Politics
GOP Congressman ‘Nearly Killed’ By Left-Wing Radical
A Republican congressman was run off the road and nearly killed Thursday after a far-left individual attempted to ram him with their car while traveling at high speed.
The incident occurred along an Indiana highway where Rep. Max Miller (R-OH) said he avoided his brush with death in Rocky River, a small city sitting along Lake Erie to the state’s northeast.
There, “the life of me and my family was threatened by a person who proceeded to show a Palestinian flag before taking off,” he wrote on X while sharing a video describing the harrowing encounter.
“I have filed a police report with Capitol Police and the local police department. We know who this person is and he will face justice,” he went on.
“If you have an issue with a legislator, your city councilman, your mayor, anyone like that, the appropriate thing to do is to reach out to them for a phone call to set up a meeting at one of our district offices. What is not okay is to assault anyone, whether you’re a member of Congress or anyone else within our district while you are driving to work.”
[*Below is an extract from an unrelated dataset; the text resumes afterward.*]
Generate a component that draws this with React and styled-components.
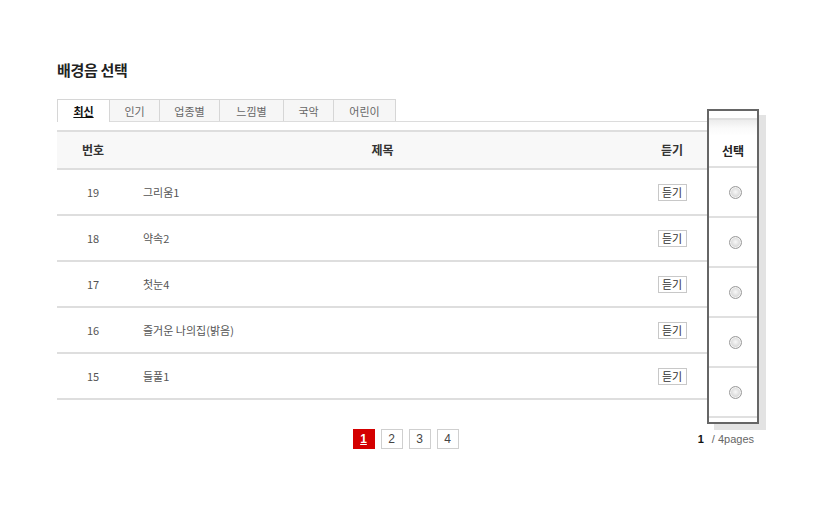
import React from 'react';
import styled, { createGlobalStyle } from 'styled-components';

const GlobalStyle = createGlobalStyle`
  html, body {
    margin: 0;
    padding: 0;
    background: #fff;
  }
  body {
    font-family: "Noto Sans CJK KR", "Liberation Sans", sans-serif;
    color: #444;
  }
`;

const Page = styled.div`
  width: 818px;
  height: 528px;
  box-sizing: border-box;
  padding: 59px 0 0 57px;
`;

const Wrap = styled.div`
  width: 697px;
`;

const Title = styled.h2`
  margin: 0;
  font-size: 15px;
  line-height: 22px;
  font-weight: bold;
  color: #222;
  letter-spacing: -0.3px;
`;

const Body = styled.div`
  display: flex;
  align-items: flex-start;
  margin-top: 18px;
`;

const Main = styled.div`
  width: 651px;
  flex: none;
`;

const Tabs = styled.ul`
  display: flex;
  list-style: none;
  margin: 0;
  padding: 0;
  border-bottom: 1px solid #dcdcdc;
`;

const Tab = styled.li`
  width: ${p => p.w}px;
  box-sizing: border-box;
  border: 1px solid #d6d6d6;
  border-left: ${p => (p.first ? '1px solid #d6d6d6' : 'none')};
  border-bottom: none;
  background: ${p => (p.active ? '#fff' : '#f6f6f6')};
  margin-bottom: ${p => (p.active ? '-1px' : '0')};
  height: ${p => (p.active ? '23px' : '22px')};
  display: flex;
  align-items: center;
  justify-content: center;
  font-size: 11px;
  color: ${p => (p.active ? '#111' : '#666')};
  font-weight: ${p => (p.active ? 'bold' : 'normal')};
  text-decoration: ${p => (p.active ? 'underline' : 'none')};
`;

const Table = styled.div`
  margin-top: 8px;
  border-top: 2px solid #dedede;
`;

const Row = styled.div`
  display: grid;
  grid-template-columns: 72px 1fr 72px;
  align-items: center;
  height: ${p => (p.head ? 36 : 44)}px;
  background: ${p => (p.head ? '#f8f8f8' : '#fff')};
  border-bottom: 2px solid #dedede;
  font-size: ${p => (p.head ? 12 : 11)}px;
  font-weight: ${p => (p.head ? 'bold' : 'normal')};
  color: ${p => (p.head ? '#333' : '#555')};
`;

const Cell = styled.div`
  text-align: ${p => p.align || 'center'};
  padding-left: ${p => p.pl || 0}px;
  line-height: 16px;
`;

const ListenBtn = styled.button`
  width: 29px;
  height: 17px;
  padding: 0;
  border: 1px solid #c8c8c8;
  background: #fff;
  font-family: inherit;
  font-size: 11px;
  line-height: 13px;
  color: #333;
`;

const SelectBox = styled.div`
  flex: none;
  width: 52px;
  margin-top: 10px;
  margin-left: -1px;
  box-sizing: border-box;
  border: 2px solid #666;
  background: #fff;
  box-shadow: 7px 6px 0 #e3e3e3;
  padding: 7px 0 4px;
`;

const SelectHead = styled.div`
  border-top: 2px solid #e0e0e0;
  border-bottom: 2px solid #e0e0e0;
  background: linear-gradient(#ececec, #fafafa 8px, #fff 16px);
  display: flex;
  align-items: center;
  justify-content: center;
  padding-top: 14px;
  box-sizing: content-box;
  height: 32px;
  font-size: 12px;
  font-weight: bold;
  color: #222;
`;

const SelectCell = styled.div`
  height: 48px;
  border-bottom: 2px solid #e0e0e0;
  display: flex;
  align-items: center;
  justify-content: center;
`;

const Radio = styled.input`
  appearance: none;
  width: 13px;
  height: 13px;
  margin: 0 0 0 5px;
  border-radius: 50%;
  border: 1px solid #9a9a9a;
  background: radial-gradient(circle at 50% 45%, #f8f8f8 0, #e0e0e0 45%, #c4c4c4 100%);
  box-shadow: inset 0 0 0 1px #f4f4f4;
`;

const Footer = styled.div`
  display: grid;
  grid-template-columns: 1fr auto 1fr;
  align-items: center;
  margin-top: 5px;
`;

const Pager = styled.div`
  grid-column: 2;
  display: flex;
  gap: 6px;
`;

const PageBtn = styled.a`
  width: 22px;
  height: 20px;
  box-sizing: border-box;
  display: flex;
  align-items: center;
  justify-content: center;
  border: 1px solid ${p => (p.active ? '#d40000' : '#cfcfcf')};
  background: ${p => (p.active ? '#d40000' : '#fff')};
  color: ${p => (p.active ? '#fff' : '#444')};
  font-family: "Liberation Sans", sans-serif;
  font-size: 12px;
  font-weight: ${p => (p.active ? 'bold' : 'normal')};
  text-decoration: ${p => (p.active ? 'underline' : 'none')};
`;

const PageInfo = styled.div`
  grid-column: 3;
  justify-self: end;
  font-family: "Liberation Sans", sans-serif;
  font-size: 11px;
  color: #666;
  b {
    color: #111;
    margin-right: 8px;
  }
`;

const tabs = [
  { label: '최신', w: 53, active: true },
  { label: '인기', w: 50 },
  { label: '업종별', w: 60 },
  { label: '느낌별', w: 64 },
  { label: '국악', w: 50 },
  { label: '어린이', w: 62 },
];

const songs = [
  { no: 19, title: '그리움1' },
  { no: 18, title: '약속2' },
  { no: 17, title: '첫눈4' },
  { no: 16, title: '즐거운 나의집(밝음)' },
  { no: 15, title: '들풀1' },
];

export default function App() {
  return (
    <Page>
      <GlobalStyle />
      <Wrap>
        <Title>배경음 선택</Title>
        <Body>
          <Main>
            <Tabs>
              {tabs.map((t, i) => (
                <Tab key={t.label} w={t.w} active={t.active} first={i === 0}>
                  {t.label}
                </Tab>
              ))}
            </Tabs>
            <Table>
              <Row head>
                <Cell>번호</Cell>
                <Cell>제목</Cell>
                <Cell>듣기</Cell>
              </Row>
              {songs.map(s => (
                <Row key={s.no}>
                  <Cell>{s.no}</Cell>
                  <Cell align="left" pl={14}>{s.title}</Cell>
                  <Cell>
                    <ListenBtn>듣기</ListenBtn>
                  </Cell>
                </Row>
              ))}
            </Table>
          </Main>
          <SelectBox>
            <SelectHead>선택</SelectHead>
            {songs.map(s => (
              <SelectCell key={s.no}>
                <Radio type="radio" name="bgm" />
              </SelectCell>
            ))}
          </SelectBox>
        </Body>
        <Footer>
          <Pager>
            <PageBtn active>1</PageBtn>
            <PageBtn>2</PageBtn>
            <PageBtn>3</PageBtn>
            <PageBtn>4</PageBtn>
          </Pager>
          <PageInfo>
            <b>1</b>/ 4pages
          </PageInfo>
        </Footer>
      </Wrap>
    </Page>
  );
}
“While I was driving to work, some deranged, unhinged man decided to lay on his horn and run me off the road when he couldn’t get my attention to show me a Palestinian flag — not to mention ‘death to Israel,’ death to me — that he wanted to kill me and my family. Thank god my daughter wasn’t in the vehicle at the time.”
WATCH:
The explosion of politically-motivated violence in recent years has left members of Congress fearful for their safety and contemplating the possibility that an assassination may even tip the balance of power, something the U.S. House has no plan to address, the Washington Post reported.
“Part of our job is to think about the unthinkable,” former Rep. Derek Kilmer (D-WA) told the outlet about a working group convened last year to contemplate such a scenario.
While succession plans are in place for the presidency and U.S. senators, the Constitution requires states to set a date for a special election to fill a House vacancy, something that may take up to a year to complete.
That’s left Republicans reliant on Rep. Miller and others to be constantly available to pass critical legislation by just a handful of votes. Past attempts on the lives of House members — including the 2011 shooting of former Rep. Gabby Giffords (D-AZ) and Rep. Rodney Davis (R-IL) surviving the 2017 congressional baseball shooting — seem to be on the minds of Washington, D.C. lawmakers this week.
Davis, who was at home plate the day Rep. Steve Scalise (R-LA) was shot, told Politico he always carries a gun as a result of the experience “in order to fire back if somebody decides to come and kill me and my friends again.”